The 1799 Act provides:

[N]o purchase, grant, lease, or other conveyance of lands, or of any title or claim thereto, from any Indian, or nation or tribe of Indians, within the bounds of the United States, shall be of any validity, in law or equity, unless the same be made by treaty or convention, entered into pursuant to the constitution . . . .[6]

The 1802 Act provides

[N]o purchase, grant, lease, or other conveyance of lands, or of any title or claim thereto, from any Indian, or nation, or tribe of Indians, within the bounds of the United States, shall be of any validity, in law or equity, unless the same be made by treaty or convention, entered into pursuant to the constitution . . . .[7]

The 1834 Act, currently codified at 25 U.S.C. § 177, provides:

[N]o purchase, grant, lease, or other conveyance of land, or of any title or claim thereto, from any Indian nation or tribe of Indians, shall be of any validity in law or equity, unless the same be made by treaty or convention entered into pursuant the constitution.[8]

Legislative history[edit]

One of the earliest interpretations of the Nonintercourse Act comes from a speech by President George Washington to the Seneca Nation of New York in 1790, after the passage of the Act:

I am not uninformed that the six Nations have been led into some difficulties with respect to the sale of their lands since the peace. But I must inform you that these evils arose before the present government of the United States was established, when the separate States and individuals under their authority, undertook to treat with the Indian tribes respecting the sale of their lands. But the case is now entirely altered. The general Government only has the power, to treat with the Indian Nations, and any treaty formed and held without its authority will not be binding. Here then is the security for the remainder of your lands. No State nor person can purchase your lands, unless at some public treaty held under the authority of the United States. The general government will never consent to your being defrauded. But it will protect you in all your just rights.[9]

Land claims litigation[edit]

History[edit]

The first litigation of the Nonintercourse Act by an indigenous party to reach the Supreme Court was Cherokee Nation v.

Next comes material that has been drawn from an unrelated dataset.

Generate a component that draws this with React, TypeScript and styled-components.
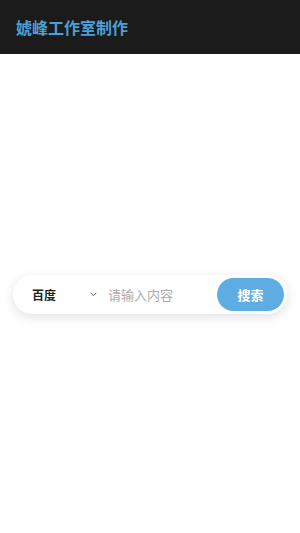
import React, { useState } from 'react';
import styled, { createGlobalStyle } from 'styled-components';

const GlobalStyle = createGlobalStyle`
    html, body {
        margin: 0;
        padding: 0;
        background: #ffffff;
        font-family: "Noto Sans CJK SC", "Noto Sans", sans-serif;
    }
`;

const Page = styled.div`
    width: 300px;
    height: 533px;
    display: flex;
    flex-direction: column;
`;

const Header = styled.header`
    height: 54px;
    background: #1b1b1b;
    display: flex;
    align-items: center;
    padding: 0 16px;
    box-sizing: border-box;
`;

const Title = styled.h1`
    margin: 0;
    font-size: 16px;
    font-weight: bold;
    color: #4d9fd6;
`;

const Main = styled.main`
    flex: 1;
    display: flex;
    justify-content: center;
    padding-top: 221px;
`;

const SearchBar = styled.div`
    width: 274px;
    height: 39px;
    border-radius: 20px;
    background: #fff;
    box-shadow: 0 3px 12px rgba(0, 0, 0, 0.12);
    display: flex;
    align-items: center;
    padding: 0 3px 0 19px;
    box-sizing: border-box;
`;

const Engine = styled.div`
    display: flex;
    align-items: center;
    justify-content: space-between;
    width: 65px;
    margin-right: 11px;
    font-size: 12px;
    font-weight: bold;
    color: #222;
`;

const Input = styled.input`
    flex: 1;
    min-width: 0;
    border: none;
    outline: none;
    padding: 0;
    font-size: 13px;
    font-family: inherit;
    color: #333;
    background: transparent;
    &::placeholder {
        color: #ababab;
    }
`;

const Button = styled.button`
    width: 67px;
    height: 33px;
    border: none;
    border-radius: 17px;
    background: #5dade2;
    color: #fff;
    font-size: 13px;
    font-weight: bold;
    font-family: inherit;
    cursor: pointer;
`;

const Chevron = () => (
    <svg width="7" height="5" viewBox="0 0 7 5" fill="none">
        <path d="M1 1.2l2.5 2.5 2.5-2.5" stroke="#555" strokeWidth="1" strokeLinecap="round" strokeLinejoin="round" />
    </svg>
);

const App = () => {
    const [query, setQuery] = useState('');
    return (
        <Page>
            <GlobalStyle />
            <Header>
                <Title>婋峰工作室制作</Title>
            </Header>
            <Main>
                <SearchBar>
                    <Engine>
                        <span>百度</span>
                        <Chevron />
                    </Engine>
                    <Input
                        placeholder="请输入内容"
                        value={query}
                        onChange={(e) => setQuery(e.target.value)}
                    />
                    <Button>搜索</Button>
                </SearchBar>
            </Main>
        </Page>
    );
};

export default App;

Georgia (1831), which the Court dismissed for lack of original jurisdiction.[10] Former Attorney General William Wirt, the Cherokee's lawyer, argued that the challenged Georgia statute was void, inter alia, "[b]ecause it is repugnant to a law of the United States passed in 1803 entitled 'an act to regulate trade and intercourse with Indian tribes, and to preserve peace on the frontiers.'"[11] Wirt also argued that the state statute violated the Cherokee treaties and the Contract Clause and the dormant Indian Commerce Clause of the United States Constitution.[10] A similar argument was made in the Bill filed by Wirt in the Supreme Court.[12]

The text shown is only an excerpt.